Trabalhando no mercado de Experiência do Usuário há mais de 15 anos, "empatia" se tornou, ao longo do tempo, uma palavra do meu dia a dia. E, como inúmeras outras, caiu tanto no gosto desse nicho que passou de vanguarda a clichê. Pode acompanhar qualquer evento de UX e você vai completar o bingo do design centrado no usuário: "empatia" vai fazer parte de nove em cada dez apresentações.
Felizmente eu já havia me deparado com o conceito de alteridade por meio de antropólogos que atuam na área de UX. Entretanto, confesso que seu significado havia ficado meio nebuloso para mim até essa primeira aula. O que eu já sabia, e professava, era que a empatia plena era uma ilusão.
Há mais de dez anos conduzo pesquisas com usuários - sei também que "usuário" é um termo problemático, mas aqui vou usá-lo para determinar pessoas que utilizam a internet de maneira geral e não clientes de um produto específico. Durante essa experiência, a alteridade sempre se fez presente, desde a elaboração do roteiro das entrevistas: como será que o outro vai navegar neste aplicativo? O que ele vai entender deste texto? Ele vai conseguir completar a tarefa principal deste app? São perguntas que costumam guiar qualquer teste de usabilidade.
Um aspecto curioso das entrevistas é que os participantes costumam expressar sua própria dificuldade com exemplos que evidenciam seus preconceitos (e da própria sociedade): "eu consegui, mas minha mãe não conseguiria". Quando alguém exprime esse tipo de pensamento está se permitindo um momento de alteridade?
Fazer pesquisa, eu brinco, também é cair do cavalo. Frequentemente o pesquisador insere perguntas que visam explorar suas próprias dificuldades e suposições a respeito da interface e se surpreende com a compreensão que o outro demonstra. Ao mesmo tempo, os entrevistados contribuem com achados que o pesquisador nunca poderia supor sozinho porque cada experiência, trajetória, contexto e pacote de referências é individual; portanto, as percepções a respeito da tecnologia também são.

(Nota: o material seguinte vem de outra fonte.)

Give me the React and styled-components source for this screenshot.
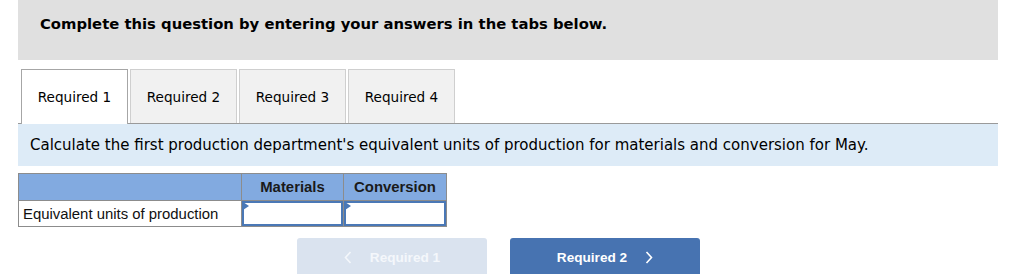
import React from "react";
import styled, { createGlobalStyle } from "styled-components";

const GlobalStyle = createGlobalStyle`
  body {
    margin: 0;
    background: #fff;
    font-family: "DejaVu Sans", Verdana, sans-serif;
    color: #000;
  }
`;

const Page = styled.div`
  width: 980px;
  margin-left: 18px;
`;

const Banner = styled.div`
  height: 60px;
  background: #e0e0e0;
  padding: 15px 0 0 22px;
  box-sizing: border-box;
  font-weight: 700;
  font-size: 14.8px;
`;

const TabBar = styled.div`
  display: flex;
  gap: 2px;
  margin-top: 9px;
  padding-left: 3px;
  border-bottom: 1px solid #9a9a9a;
`;

const Tab = styled.div`
  width: 107px;
  box-sizing: border-box;
  display: flex;
  align-items: center;
  justify-content: center;
  font-size: 13.6px;
  background: ${({ active }) => (active ? "#fff" : "#f1f1f1")};
  border: 1px solid ${({ active }) => (active ? "#a6a6a6" : "#cfcfcf")};
  border-bottom: none;
  margin-bottom: ${({ active }) => (active ? "-1px" : "0")};
  height: ${({ active }) => (active ? "55px" : "54px")};
`;

const Prompt = styled.div`
  height: 42px;
  background: #ddebf7;
  padding-left: 12px;
  display: flex;
  align-items: center;
  font-size: 15px;
`;

const Grid = styled.table`
  margin-top: 7px;
  border-collapse: collapse;
  font-family: "Liberation Sans", Arial, sans-serif;
  font-size: 14.9px;
  border: 1px solid #8c8c8c;
`;

const HeadCell = styled.th`
  background: #82aae0;
  height: 26px;
  padding: 0;
  border: 1px solid #8c8c8c;
  width: ${({ w }) => w}px;
  font-weight: 700;
  color: #1a1a1a;
`;

const LabelCell = styled.td`
  height: 25px;
  padding: 0 0 0 4px;
  border: 1px solid #8c8c8c;
  color: #111;
`;

const InputCell = styled.td`
  padding: 0;
  border: 1px solid #8c8c8c;
`;

const Field = styled.div`
  height: 25px;
  box-sizing: border-box;
  border: 2px solid #4a78b6;
  background: #fff;
  position: relative;
  &::before {
    content: "";
    position: absolute;
    left: -1px;
    top: -1px;
    border-top: 4px solid transparent;
    border-bottom: 4px solid transparent;
    border-left: 6px solid #4a78b6;
  }
`;

const Nav = styled.div`
  display: flex;
  gap: 23px;
  margin: 11px 0 0 279px;
`;

const NavButton = styled.div`
  width: 190px;
  height: 40px;
  border-radius: 3px 3px 0 0;
  display: flex;
  align-items: center;
  justify-content: center;
  gap: 18px;
  padding-bottom: 2px;
  box-sizing: border-box;
  font-family: "Liberation Sans", Arial, sans-serif;
  font-weight: 700;
  font-size: 13.6px;
  color: ${({ disabled }) => (disabled ? "#f4f7fb" : "#fff")};
  background: ${({ disabled }) => (disabled ? "#dae3ef" : "#4773b1")};
`;

const Chevron = ({ dir }) => (
  <svg width="8" height="13" viewBox="0 0 8 13">
    <path
      d={dir === "left" ? "M6.5 1 L1.5 6.5 L6.5 12" : "M1.5 1 L6.5 6.5 L1.5 12"}
      fill="none"
      stroke="currentColor"
      strokeWidth="1.6"
    />
  </svg>
);

const tabs = ["Required 1", "Required 2", "Required 3", "Required 4"];

export default function App() {
  return (
    <Page>
      <GlobalStyle />
      <Banner>Complete this question by entering your answers in the tabs below.</Banner>
      <TabBar>
        {tabs.map((t, i) => (
          <Tab key={t} active={i === 0}>
            {t}
          </Tab>
        ))}
      </TabBar>
      <Prompt>
        Calculate the first production department's equivalent units of production for materials and
        conversion for May.
      </Prompt>
      <Grid>
        <thead>
          <tr>
            <HeadCell w={222} />
            <HeadCell w={101}>Materials</HeadCell>
            <HeadCell w={102}>Conversion</HeadCell>
          </tr>
        </thead>
        <tbody>
          <tr>
            <LabelCell>Equivalent units of production</LabelCell>
            <InputCell>
              <Field />
            </InputCell>
            <InputCell>
              <Field />
            </InputCell>
          </tr>
        </tbody>
      </Grid>
      <Nav>
        <NavButton disabled>
          <Chevron dir="left" />
          Required 1
        </NavButton>
        <NavButton>
          Required 2
          <Chevron dir="right" />
        </NavButton>
      </Nav>
    </Page>
  );
}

Um exemplo que ajuda a tangibilizar esse raciocínio: uma vez estávamos analisando um aplicativo de uma marca que era um joguinho para crianças pequenas. Antes de entrar no jogo propriamente dito, era preciso preencher um breve cadastro. Durante uma das entrevistas, uma menina, por volta dos 6 anos, teve o seguinte diálogo com o pai, que a acompanhava na sessão:
Feminino ou masculino?
Você é menino ou menina?
Menina!
Então é o quê?
[Voz hesitante] Feminino…
Ninguém que trabalhou na confecção do aplicativo, nem nós que estávamos fazendo a análise, nem mesmo eu que já fui uma menina de seis anos nos atentamos para o fato de que a linguagem utilizada na interface não era adequada ao público-alvo. Um exemplo simples que demonstra como a alteridade de fato é importante quando projetamos as interfaces digitais nas quais vamos trabalhar. A pesquisa é uma maneira de romper essa barreira, fazendo da alteridade um guia para decisões de interface - e, mais importante, de negócio.